Most of my experience has been self-taught and I have learned that the easiest way to treat the meat is to think of them as “wings” or “drummies”. Most of us are pretty familiar with how these types of meats are prepared and how to eat them. Well, hopper legs are pretty similar. You can batter fry them, skillet fry them, boil them, and even steam them. It just depends on your preference. Just remember, they will look a bit different then the wings we eat during game time!

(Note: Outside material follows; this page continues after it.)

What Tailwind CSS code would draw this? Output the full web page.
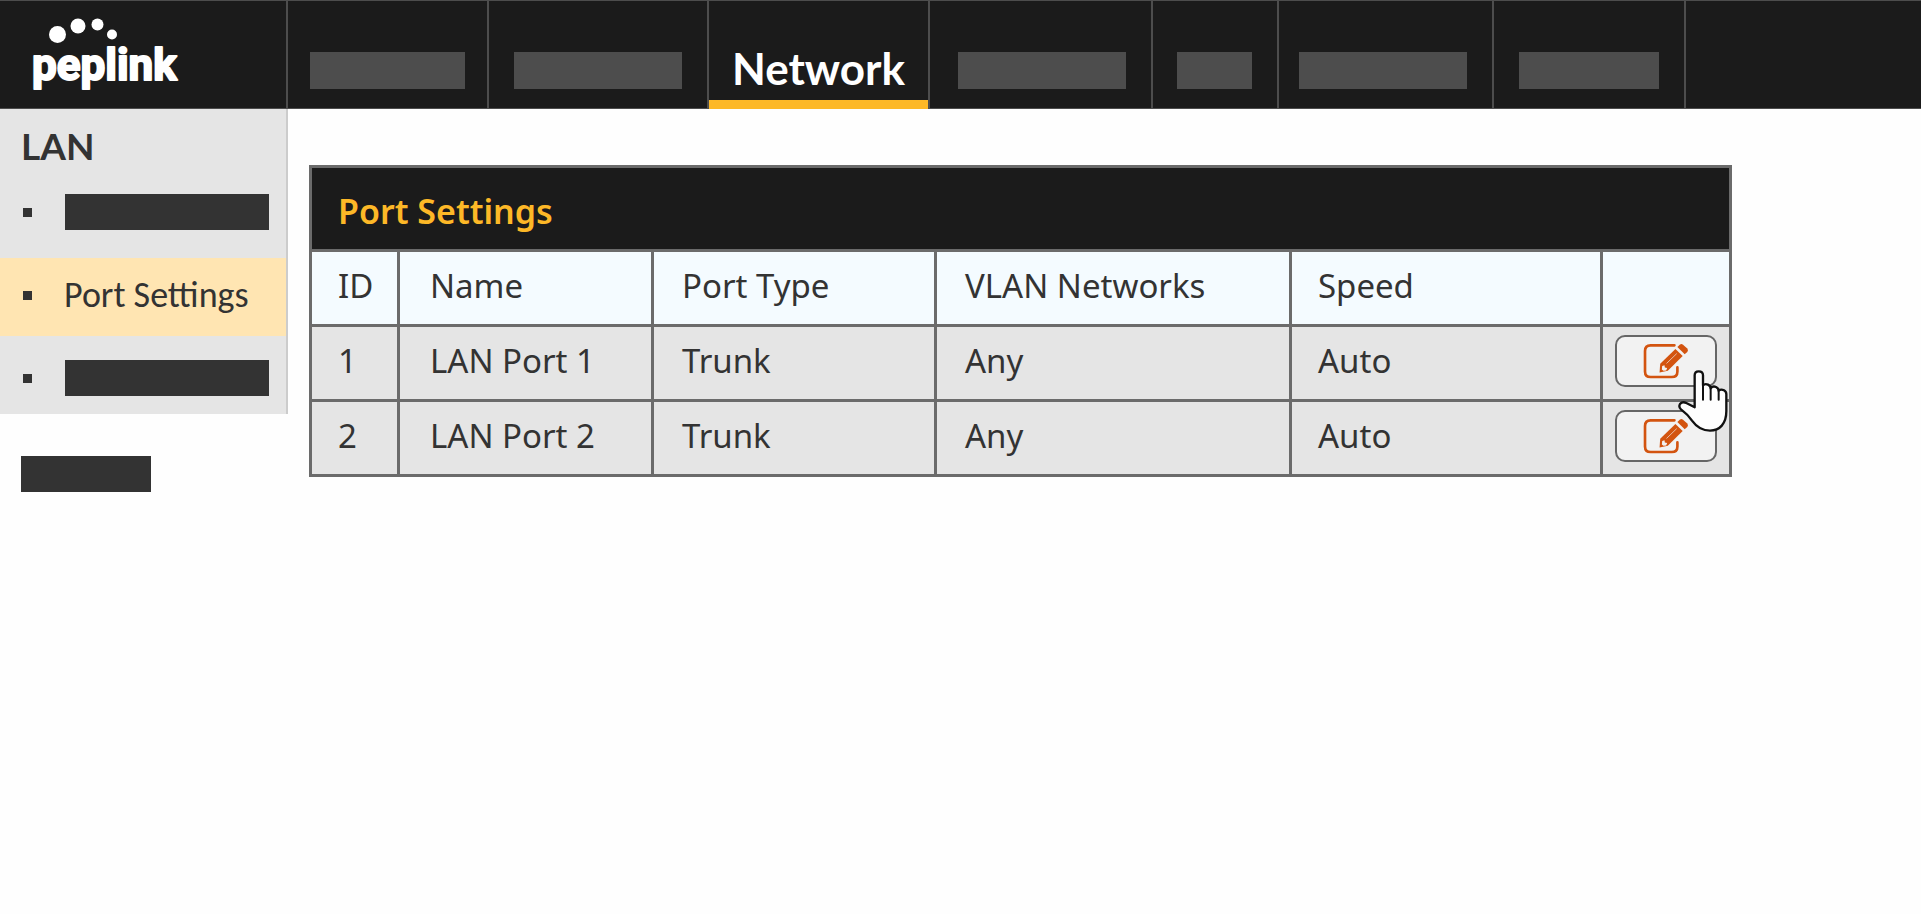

My family’s favorite is to make a batter mix and dip them in the batter. Then we gently lay them in our fryer and let them cook for only two or three minutes. Remember, they are pretty delicate so they won’t take long to cook. Once they are finished, let them cool, and enjoy! My daughters use hot sauce or ranch dressing to dip them in before they take a bite. It has become something of a treat to partake in at our dinner table. And when my daughters have a hand in the whole process, somehow the table fair tastes even better!
Iowa Bullfrog and Frog Regulations
• You need a fishing license to take frogs.
• You cannot shoot a frog in the water with a rifle.
• Frogs may be used for food or bait.
• You cannot use any device, net barrier, or fence that prevent frogs from having free access to and from the water.
• You cannot transport any frogs, taken in Iowa, out of state.
• You can purchase, sell, or possess frogs or any portion of their carcasses that have been legally taken and shipped in from outside the state.
• Frog Limits and Seasons: All frogs except bullfrogs and crawfish frogs: Continuous open season in inland and boundary waters.
• 48 frogs in daily bag limit
• 96 frogs in possession limit
• No minimum length limit
• Bullfrogs: Continuous open season in inland and boundary waters.
• 12 bullfrogs in daily bag limit
• 12 bullfrogs in possession limit
• No minimum length limit
DID YOU KNOW: The Goliath Frog is the world’s largest species of frog and can weigh up to 7 pounds!